The bombings add a new dimension to the bloodshed, pulling the apolitical Bohra community into the vortex of violence. The authorities still need to confirm whether the attack was purely sectarian in nature, or if it was motivated by the desire to extract protection money from the community. All angles need to be examined. Nevertheless, what the blasts prove beyond any doubt is that nobody is safe in Karachi: if a peaceful community such as the Bohras can be targeted, anyone is vulnerable. Aside from spreading fear, such attacks also undermine the city’s economy. The Bohras constitute one of the city’s oldest and more financially stable business communities. But if people’s lives, properties and businesses are not safe from terrorist violence, who will want to invest in Karachi?

Even as other motivations for the killing are investigated, police have pointed to the possible involvement of a faction of Lashkar-i-Jhangvi believed to be one of the most active militant groups in Karachi, while its acts of terror in Balochistan are already established. Hence, instead of making half-hearted claims about investigating the attacks, the state needs to crush Lashkar-i-Jhangvi, as the outfit is fast becoming the primary source of terrorism in this country.

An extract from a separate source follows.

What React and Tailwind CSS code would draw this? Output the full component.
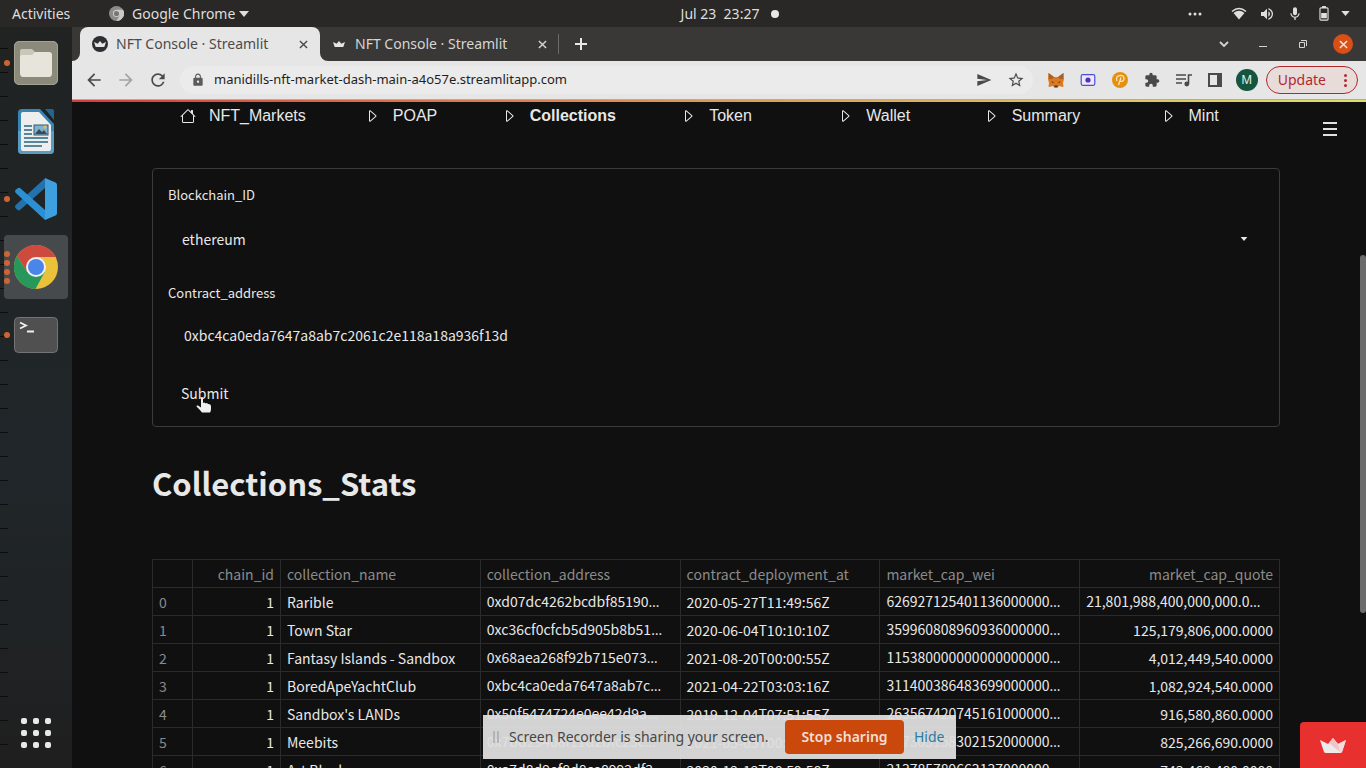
import { BsCaretRight, BsHouse, BsThreeDots } from "react-icons/bs";
import {
  MdArrowBack,
  MdArrowForward,
  MdExtension,
  MdLock,
  MdMic,
  MdRefresh,
  MdSend,
  MdStarBorder,
  MdVolumeUp,
} from "react-icons/md";

const navItems = [
  { label: "NFT_Markets", icon: BsHouse },
  { label: "POAP", icon: BsCaretRight },
  { label: "Collections", icon: BsCaretRight, active: true },
  { label: "Token", icon: BsCaretRight },
  { label: "Wallet", icon: BsCaretRight },
  { label: "Summary", icon: BsCaretRight },
  { label: "Mint", icon: BsCaretRight },
];

const columns = [
  { key: "chain_id", right: true },
  { key: "collection_name" },
  { key: "collection_address" },
  { key: "contract_deployment_at" },
  { key: "market_cap_wei" },
  { key: "market_cap_quote", right: true },
];

const rows = [
  ["1", "Rarible", "0xd07dc4262bcdbf85190…", "2020-05-27T11:49:56Z", "626927125401136000000…", "21,801,988,400,000,000.0…"],
  ["1", "Town Star", "0xc36cf0cfcb5d905b8b51…", "2020-06-04T10:10:10Z", "359960808960936000000…", "125,179,806,000.0000"],
  ["1", "Fantasy Islands - Sandbox", "0x68aea268f92b715e073…", "2021-08-20T00:00:55Z", "115380000000000000000…", "4,012,449,540.0000"],
  ["1", "BoredApeYachtClub", "0xbc4ca0eda7647a8ab7c…", "2021-04-22T03:03:16Z", "311400386483699000000…", "1,082,924,540.0000"],
  ["1", "Sandbox's LANDs", "0x50f5474724e0ee42d9a…", "2019-12-04T07:51:55Z", "263567420745161000000…", "916,580,860.0000"],
  ["1", "Meebits", "0x7bd29408f11d2bfc23c…", "2021-05-03T00:49:02Z", "237305158302152000000…", "825,266,690.0000"],
  ["1", "Art Blocks", "0xa7d8d9ef8d8ce8992df3…", "2020-12-12T08:59:58Z", "213785789663137000000…", "743,468,480.0000"],
];

const Crown = ({ className }) => (
  <svg viewBox="0 0 26 15" className={className} aria-hidden="true">
    <path d="M0 2 L8 6 L13 0 L18 6 L26 2 L22 14 Q21.500 15 20 15 H6 Q4.500 15 4 14 Z" fill="#ececec" />
    <path d="M13 0 L18 6 L21 15 L9 5 Z" fill="#f3c4c6" />
    <path d="M18 6 L26 2 L22 14 L20 15 Z" fill="#f4dcdc" />
  </svg>
);

const PlainCrown = ({ className }) => (
  <svg viewBox="0 0 26 15" className={className} aria-hidden="true">
    <path d="M0 2 L8 6 L13 0 L18 6 L26 2 L22 14 Q21.500 15 20 15 H6 Q4.500 15 4 14 Z" fill="currentColor" />
  </svg>
);

const CloseIcon = ({ className }) => (
  <svg viewBox="0 0 10 10" className={className} stroke="currentColor" strokeWidth="1.600" aria-hidden="true">
    <path d="M1 1 L9 9 M9 1 L1 9" />
  </svg>
);

const Caret = ({ className }) => (
  <svg viewBox="0 0 10 6" className={className} fill="currentColor" aria-hidden="true">
    <path d="M0 0 H10 L5 6 Z" />
  </svg>
);

const ChromeLogo = ({ className }) => (
  <svg viewBox="0 0 44 44" className={className} aria-hidden="true">
    <circle cx="22" cy="22" r="22" fill="#e9c13b" />
    <path d="M22 22 L22 12 H41.600 A22 22 0 0 0 2.900 11 L13.300 27 Z" fill="#cf4a3e" />
    <path d="M2.900 11 A22 22 0 0 0 21.500 44 L30.700 27 L22 22 L13.300 27 Z" fill="#27985a" />
    <circle cx="22" cy="22" r="10" fill="#f1f1f1" />
    <circle cx="22" cy="22" r="8" fill="#4a86ea" />
  </svg>
);

const TopBar = () => (
  <header className="relative flex h-[27px] shrink-0 items-center justify-between bg-[#292827] px-3 text-sm text-[#dfdfdd]">
    <div className="flex items-center">
      <span className="w-[97px]">Activities</span>
      <svg viewBox="0 0 16 16" className="mr-2 size-[15px]" aria-hidden="true">
        <circle cx="8" cy="8" r="8" fill="#8b8b8b" />
        <path d="M8 4 H15 A8 8 0 0 1 8 16 L11.500 10 Z" fill="#c9c9c9" />
        <circle cx="8" cy="8" r="3.800" fill="#d2d2d2" />
        <circle cx="8" cy="8" r="2.800" fill="#777777" />
      </svg>
      <span>Google Chrome</span>
      <Caret className="ml-1 h-[6px] w-[10px]" />
    </div>
    <div className="absolute inset-0 flex items-center justify-center gap-3 pl-[94px]">
      <span className="whitespace-pre">Jul 23  23:27</span>
      <span className="size-2 rounded-full bg-[#e8e8e8]" />
    </div>
    <div className="flex items-center gap-3 pr-1">
      <BsThreeDots className="mr-4 size-4" />
      <svg viewBox="0 0 16 13" className="h-[13px] w-4" fill="currentColor" aria-hidden="true">
        <path d="M0.500 4 Q8 -2.500 15.500 4 L14.500 5 Q8 -0.500 1.500 5 Z" />
        <path d="M2.500 6 Q8 1.500 13.500 6 L8 12.500 Z" />
      </svg>
      <MdVolumeUp className="size-4" />
      <MdMic className="mr-1 size-4" />
      <svg viewBox="0 0 10 16" className="h-[15px] w-[10px]" aria-hidden="true">
        <path d="M3 0 H7 V2 H3 Z M2 7.500 H8 V13 H2 Z" fill="currentColor" />
        <rect x="0.700" y="2" width="8.600" height="13" rx="1" fill="none" stroke="currentColor" strokeWidth="1.200" />
      </svg>
      <Caret className="h-[5px] w-[9px]" />
    </div>
  </header>
);

const RunDots = ({ count = 1 }) => (
  <span className="absolute inset-y-0 left-1 flex flex-col justify-center gap-[3px]">
    {Array.from({ length: count }, (_, i) => (
      <span key={i} className="size-[6px] rounded-full bg-[#cf6433]" />
    ))}
  </span>
);

const Ticks = () => (
  <div className="absolute inset-y-0 left-0 w-2 overflow-hidden" aria-hidden="true">
    {Array.from({ length: 32 }, (_, i) => (
      <div key={i} className="mb-[23px] h-px bg-[#0d0d0d] first:mt-[-3px]" />
    ))}
  </div>
);

const Dock = () => (
  <aside className="relative flex w-[72px] shrink-0 flex-col items-center gap-1 bg-linear-to-b from-[#202322] via-[#20262a] via-60% to-[#1f1f1f] pt-1 pb-2">
    <Ticks />
    <button aria-label="Files" className="relative flex h-16 w-full items-center justify-center">
      <RunDots />
      <svg viewBox="0 0 44 44" className="size-11" aria-hidden="true">
        <rect width="44" height="44" rx="5" fill="#8a897a" />
        <rect x="0.500" y="0.500" width="43" height="43" rx="5" fill="none" stroke="#a5a493" />
        <path d="M6 10 Q6 8 8 8 H18 L21 11 H33 V20 H6 Z" fill="#c9c6ba" />
        <path d="M6 16 Q6 14 8 14 H18 L21 11 H35 Q38 11 38 14 V32 Q38 36 35 36 H9 Q6 36 6 32 Z" fill="#e7e4dc" />
      </svg>
    </button>
    <button aria-label="Writer" className="flex h-16 w-full items-center justify-center">
      <svg viewBox="0 0 36 45" className="h-[45px] w-9" aria-hidden="true">
        <path d="M4 0 H22 L36 15 V41 Q36 45 32 45 H4 Q0 45 0 41 V4 Q0 0 4 0 Z" fill="#3785b3" />
        <path d="M0 22 H36 V41 Q36 45 32 45 H4 Q0 45 0 41 Z" fill="#5b9dc2" />
        <path d="M27 0 H34 Q36 0 36 2 V11 Z" fill="#23658b" />
        <path d="M5 3 H21 L33 16 V40 Q33 42 31 42 H5 Q3 42 3 40 V5 Q3 3 5 3 Z" fill="#eeeeee" />
        <path d="M6 17 H14 M6 21 H14 M6 25 H14 M6 29 H30 M6 33 H30 M6 37 H24" stroke="#27647f" strokeWidth="1.600" />
        <rect x="16" y="16" width="14" height="10" fill="#7eb4d2" stroke="#315a70" />
        <path d="M17 25 L21 20 L24 23 L26 21 L29 25 Z" fill="#3f4a50" />
        <circle cx="27" cy="18" r="1.500" fill="#e8c14d" />
      </svg>
    </button>
    <button aria-label="Code" className="relative flex h-16 w-full items-center justify-center">
      <RunDots />
      <svg viewBox="0 0 42 42" className="size-[42px]" aria-hidden="true">
        <path d="M30 10 L5 32 Q3.500 33 2 31.500 L0.500 30 Q-0.500 28.500 0.800 27 L30 0.300 Z" fill="#2372ae" />
        <path d="M30 32 L5 10 Q3.500 9.500 2 10.800 L0.500 12 Q-0.500 13.500 0.800 15 L30 42 Z" fill="#2b8fd3" />
        <path d="M30 0 L40.500 4.500 Q42 5 42 7 V35 Q42 37 40.500 37.500 L30 42 Z" fill="#3fa0e0" />
      </svg>
    </button>
    <button aria-label="Google Chrome" className="relative flex h-16 w-full items-center justify-center">
      <span className="absolute inset-y-0 right-1 left-1 rounded-sm bg-[#474a4c]" />
      <RunDots count={4} />
      <ChromeLogo className="relative size-11" />
    </button>
    <button aria-label="Terminal" className="relative flex h-16 w-full items-center justify-center">
      <RunDots />
      <svg viewBox="0 0 44 36" className="h-9 w-11" aria-hidden="true">
        <rect x="0.500" y="0.500" width="43" height="35" rx="4" fill="#505050" stroke="#747474" />
        <path d="M6 5.500 L12 8.500 L6 11.500 M13 14.500 H20" fill="none" stroke="#f0f0f0" strokeWidth="1.800" />
      </svg>
    </button>
    <button aria-label="Show Applications" className="mt-auto grid grid-cols-3 gap-[6px] p-3">
      {Array.from({ length: 9 }, (_, i) => (
        <span key={i} className="size-[6px] rounded-xs bg-[#e8e8e8]" />
      ))}
    </button>
  </aside>
);

const TabStrip = () => (
  <div className="flex h-[34px] shrink-0 items-center bg-[#393836] pr-[13px] text-[#d5d5d3]">
    <div className="flex h-full items-end bg-[#e6e6e6]">
      <span className="h-full w-2 rounded-br-lg bg-[#393836]" />
    </div>
    <div className="flex h-full w-60 items-center rounded-t-lg bg-[#e6e6e6] px-3 text-[#4b4b4b]">
      <span className="mr-2 flex size-4 items-center justify-center rounded-full bg-[#2d2f33] text-[#e6e6e6]">
        <PlainCrown className="w-3" />
      </span>
      <span className="flex-1 whitespace-nowrap text-sm">NFT Console · Streamlit</span>
      <button aria-label="Close tab"><CloseIcon className="size-[9px]" /></button>
    </div>
    <div className="h-full bg-[#e6e6e6]">
      <div className="flex h-full w-[238px] items-center rounded-bl-lg bg-[#393836] pr-[11px] pl-[13px]">
        <PlainCrown className="mr-[10px] w-3 text-[#e6e6e6]" />
        <span className="flex-1 whitespace-nowrap text-sm">NFT Console · Streamlit</span>
        <button aria-label="Close tab"><CloseIcon className="size-[9px]" /></button>
      </div>
    </div>
    <span className="h-5 w-px bg-[#6d6c6a]" />
    <button aria-label="New tab" className="ml-4">
      <svg viewBox="0 0 12 12" className="size-3" stroke="#e8e8e8" strokeWidth="2" aria-hidden="true">
        <path d="M6 0 V12 M0 6 H12" />
      </svg>
    </button>
    <div className="ml-auto flex items-center">
      <svg viewBox="0 0 10 7" className="mr-[30px] w-[10px]" fill="none" stroke="currentColor" strokeWidth="1.800" aria-hidden="true">
        <path d="M1 1 L5 5 L9 1" />
      </svg>
      <button aria-label="Minimize" className="mt-1 mr-8 h-px w-2 bg-[#d5d5d3]" />
      <button aria-label="Restore" className="mr-[26px]">
        <svg viewBox="0 0 8 8" className="size-2" fill="none" stroke="currentColor" aria-hidden="true">
          <path d="M0.500 2.500 H5.500 V7.500 H0.500 Z M2 0.500 H7.500 V6" />
        </svg>
      </button>
      <button aria-label="Close" className="flex size-5 items-center justify-center rounded-full bg-[#d94f15] text-[#f4e5dc]">
        <CloseIcon className="size-[9px]" />
      </button>
    </div>
  </div>
);

const Toolbar = () => (
  <div className="flex h-[38px] shrink-0 items-center bg-[#e6e6e6] pr-2 pl-3 text-[#4a4a4a]">
    <button aria-label="Back" className="mr-3"><MdArrowBack className="size-5" /></button>
    <button aria-label="Forward" className="mr-3 text-[#a3a3a3]"><MdArrowForward className="size-5" /></button>
    <button aria-label="Reload"><MdRefresh className="size-5" /></button>
    <div className="ml-3 flex h-7 flex-1 items-center rounded-full bg-[#ebebeb] pr-2 pl-[11px]">
      <MdLock className="mr-[9px] size-[14px] text-[#5b5b5b]" />
      <input
        aria-label="Address"
        className="min-w-0 flex-1 text-[13px] text-[#1e1e1e] outline-none"
        defaultValue="manidills-nft-market-dash-main-a4o57e.streamlitapp.com"
      />
      <MdSend className="mr-[15px] size-4" />
      <MdStarBorder className="size-[18px]" />
    </div>
    <div className="ml-[15px] flex items-center gap-4">
      <svg viewBox="0 0 16 15" className="w-4" aria-hidden="true">
        <path d="M0.500 0 L6 4 H10 L15.500 0 L16 6 L15 10 L15.500 14 L11 13 L9.500 15 H6.500 L5 13 L0.500 14 L1 10 L0 6 Z" fill="#de7a1d" />
        <path d="M0.500 0 L6 4 L4 6 L1 6 Z M15.500 0 L10 4 L12 6 L15 6 Z" fill="#a9602b" />
        <path d="M3.500 8 L6 9.500 L4.500 10 Z M12.500 8 L10 9.500 L11.500 10 Z M6.500 12.500 H9.500 L9.500 14 H6.500 Z" fill="#3a3230" />
      </svg>
      <svg viewBox="0 0 16 12" className="w-4" aria-hidden="true">
        <rect x="1.200" y="0.700" width="13.600" height="10.600" rx="1.500" fill="#eceaf8" stroke="#4b4fd6" strokeWidth="1.200" />
        <circle cx="8" cy="6" r="2.600" fill="#5a2bc0" />
      </svg>
      <svg viewBox="0 0 16 16" className="w-4" aria-hidden="true">
        <circle cx="8" cy="8" r="8" fill="#e6900f" />
        <path d="M5 9 Q3 4 8.500 3.300 Q12.500 3.500 12 7 Q11 10.500 7.500 9 M9 5.500 L6.500 13" fill="none" stroke="#fbe6c4" strokeWidth="1.300" />
      </svg>
      <MdExtension className="size-4" />
      <svg viewBox="0 0 16 14" className="w-4" aria-hidden="true">
        <path d="M0 2 H10 M0 6 H10 M0 10 H6 M12.500 11 V2 H16" fill="none" stroke="currentColor" strokeWidth="1.600" />
        <circle cx="10.800" cy="11" r="2.400" fill="currentColor" />
      </svg>
      <svg viewBox="0 0 14 14" className="w-[14px]" aria-hidden="true">
        <path d="M0 0 H14 V14 H0 Z M2 2 V12 H9 V2 Z" fill="currentColor" fillRule="evenodd" />
      </svg>
    </div>
    <span className="ml-[14px] flex size-[22px] items-center justify-center rounded-full bg-[#15553f] text-xs text-[#e8efe9]">M</span>
    <button className="ml-2 flex h-7 items-center rounded-full border border-[#b3282d] bg-[#e8dcdb] pr-2 pl-[11px] text-sm text-[#b3282d]">
      Update
      <span className="ml-4 flex flex-col gap-[2px] px-[2px]">
        <span className="size-[3px] rounded-full bg-[#b3282d]" />
        <span className="size-[3px] rounded-full bg-[#b3282d]" />
        <span className="size-[3px] rounded-full bg-[#b3282d]" />
      </span>
    </button>
  </div>
);

const PageNav = () => (
  <nav className="grid grid-cols-7 px-3 pt-[2px] font-['Liberation_Sans',sans-serif] text-base">
    {navItems.map(({ label, icon: Icon, active }) => (
      <a
        key={label}
        href={`#${label}`}
        className={`flex items-center justify-center gap-[13px] ${active ? "font-bold" : ""}`}
      >
        <Icon className="size-4 shrink-0" />
        {label}
      </a>
    ))}
  </nav>
);

const QueryForm = () => (
  <form
    className="mt-10 flex flex-col rounded-sm border border-[#3b3b3b] px-[15px] pt-4 pb-[15px]"
    onSubmit={(e) => e.preventDefault()}
  >
    <label htmlFor="chain" className="text-[13px] leading-5">Blockchain_ID</label>
    <div className="relative mt-[14px] flex">
      <select id="chain" className="h-10 flex-1 appearance-none px-[14px] outline-none" defaultValue="ethereum">
        <option>ethereum</option>
        <option>polygon</option>
      </select>
      <Caret className="pointer-events-none absolute top-[18px] right-4 h-1 w-2" />
    </div>
    <label htmlFor="contract" className="mt-6 text-[13px] leading-5">Contract_address</label>
    <input
      id="contract"
      className="mt-3 h-10 px-4 outline-none"
      defaultValue="0xbc4ca0eda7647a8ab7c2061c2e118a18a936f13d"
    />
    <div className="relative mt-5">
      <button className="h-9 px-[13px]">Submit</button>
      {/* hand cursor over the button */}
      <svg viewBox="0 0 16 17" className="absolute top-[22px] left-7 w-4" aria-hidden="true">
        <path
          d="M5 1 Q5 0 6 0 Q7 0 7 1 V6 Q8.500 5 9.500 6.500 Q11 5.500 12 7 Q14.500 6.500 15 9 V12 Q15 14 14 15.500 H6 Q5 14 3 12 L0.500 9.500 Q0.500 8 2 8.500 L5 10.500 Z"
          fill="#f0f0f0"
        />
      </svg>
    </div>
  </form>
);

// the CJK font centres the dots after digits, so they get a Latin font
const Cell = ({ text }) =>
  text.endsWith("…") ? (
    <>
      {text.slice(0, -1)}
      <span className="font-['Open_Sans',sans-serif]">…</span>
    </>
  ) : (
    text
  );

const StatsTable = () => (
  <table className="mt-[51px] w-full table-fixed border-collapse text-left leading-5">
    <colgroup>
      <col className="w-10" />
      <col className="w-[88px]" />
      <col />
      <col />
      <col />
      <col />
      <col />
    </colgroup>
    <thead>
      <tr className="h-7 text-[#8b8b8b]">
        <th className="border border-[#2b2b2b]" aria-label="index" />
        {columns.map((col) => (
          <th
            key={col.key}
            className={`border border-[#2b2b2b] px-[6px] font-normal whitespace-nowrap ${col.right ? "text-right" : ""}`}
          >
            {col.key}
          </th>
        ))}
      </tr>
    </thead>
    <tbody>
      {rows.map((row, i) => (
        <tr key={i} className="h-7">
          <th className="border border-[#2b2b2b] px-[6px] font-normal text-[#8b8b8b]">{i}</th>
          {row.map((cell, j) => (
            <td
              key={j}
              className={`overflow-hidden border border-[#2b2b2b] px-[6px] whitespace-nowrap ${columns[j].right && !cell.endsWith("…") ? "text-right" : ""}`}
            >
              <Cell text={cell} />
            </td>
          ))}
        </tr>
      ))}
    </tbody>
  </table>
);

const ShareBar = () => (
  <div className="absolute bottom-[9px] left-[483px] flex h-11 items-center bg-[#dedede]/95 px-[10px] text-sm text-[#474747]">
    <span className="mr-[10px] h-3 w-[6px] border-x-2 border-[#b4b4b4]" />
    <span className="w-[266px] whitespace-nowrap">Screen Recorder is sharing your screen.</span>
    <button className="ml-[10px] h-[34px] w-[119px] rounded-sm bg-[#cb480c] font-semibold whitespace-nowrap text-[#f0dfd5]">Stop sharing</button>
    <button className="ml-[10px] w-8 text-left text-[#2a7ba3]">Hide</button>
  </div>
);

export default function App() {
  return (
    <div lang="en" className="relative flex h-screen flex-col overflow-hidden bg-[#101010] font-['Noto_Sans',sans-serif]">
      <TopBar />
      <div className="flex min-h-0 flex-1">
        <Dock />
        <div className="flex min-w-0 flex-1 flex-col">
          <TabStrip />
          <Toolbar />
          <div className="h-[3px] shrink-0 border-t border-[#b5aaa6] bg-linear-to-r from-[#d63a3c] via-[#dd9a57] to-[#dcdf6c]" />
          <main className="relative min-h-0 flex-1 overflow-hidden pr-[86px] pl-20 font-['Noto_Sans_CJK_SC',sans-serif] text-sm text-[#e8e8e8]">
            <PageNav />
            <QueryForm />
            <h1 className="mt-[31px] text-[31px] leading-[50px] font-semibold">Collections_Stats</h1>
            <StatsTable />
            <button aria-label="Menu" className="absolute top-5 right-[29px] flex flex-col gap-1">
              <span className="h-[2px] w-[14px] bg-[#e0e0e0]" />
              <span className="h-[2px] w-[14px] bg-[#e0e0e0]" />
              <span className="h-[2px] w-[14px] bg-[#e0e0e0]" />
            </button>
            <div className="absolute top-[153px] right-0 h-[358px] w-[6px] rounded-full bg-[#6b6b6b]" />
            <a href="#streamlit" aria-label="Streamlit" className="absolute right-0 bottom-0 flex h-[46px] w-[66px] items-center justify-center rounded-tl-sm bg-[#e8302e]">
              <Crown className="w-[26px]" />
            </a>
          </main>
        </div>
      </div>
      <ShareBar />
    </div>
  );
}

Such action is needed against all terrorist groups as there are reports that members of smaller sects within Islam in Karachi are also being threatened. By not taking decisive steps to curb militancy so far, the security establishment has only facilitated the killers. Until the extremists’ infrastructure is dismantled and their operatives and planners tried and punished, there is little chance of the bloodshed abating.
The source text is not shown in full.